Fifth, plaintiffs contend that the large surplus of funds in the suspense account should be considered available to meet bond obligations as such surplus was created by the wrongful diversion of funds from special assessment accounts including Warrant 264. As noted in the original opinion, a bondholder’s burden is to establish that “the municipality collected the money applicable to the payment of his bonds and has not paid them.” To the extent plaintiffs have shown that funds collected in relation to Warrant 264 were transferred to the suspense account, we have allowed the inclusion of such amounts in the adjusted sum of Warrant 264 collections. The remaining funds in the suspense account have not been shown to be wrongfully diverted Warrant 264 collections. Therefore, in regard to the latter funds plaintiffs have failed their burden of proof, and they cannot be considered as funds available for payment of Warrant 264 obligations.

For the reasons stated, we vacate the order rendered in the *1056supplemental opinion.

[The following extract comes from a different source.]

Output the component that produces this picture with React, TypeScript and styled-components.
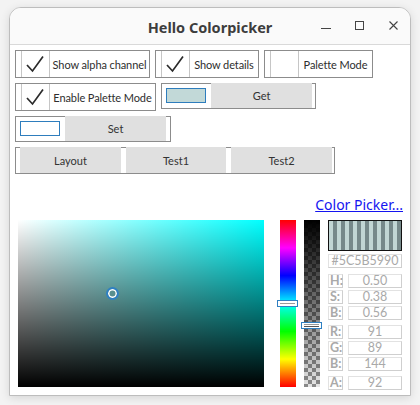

We affirm that portion of the trial court’s order finding the issues in favor of plaintiffs but, having concluded that Warrant 264 collections were overstated by the trial court to the extent of *13,427.93, we will vacate the findings of the trial court as to the amounts due each plaintiff and remand this cause to determine the resulting adjustment and plaintiffs’ pro rata shares plus accrued interest when the above sum is deducted from the amount of collections as previously determined by the trial court.

Affirmed in part; vacated in part and remanded for a redetermination of amounts due each plaintiff.

MEJDA and WILSON, JJ., concur.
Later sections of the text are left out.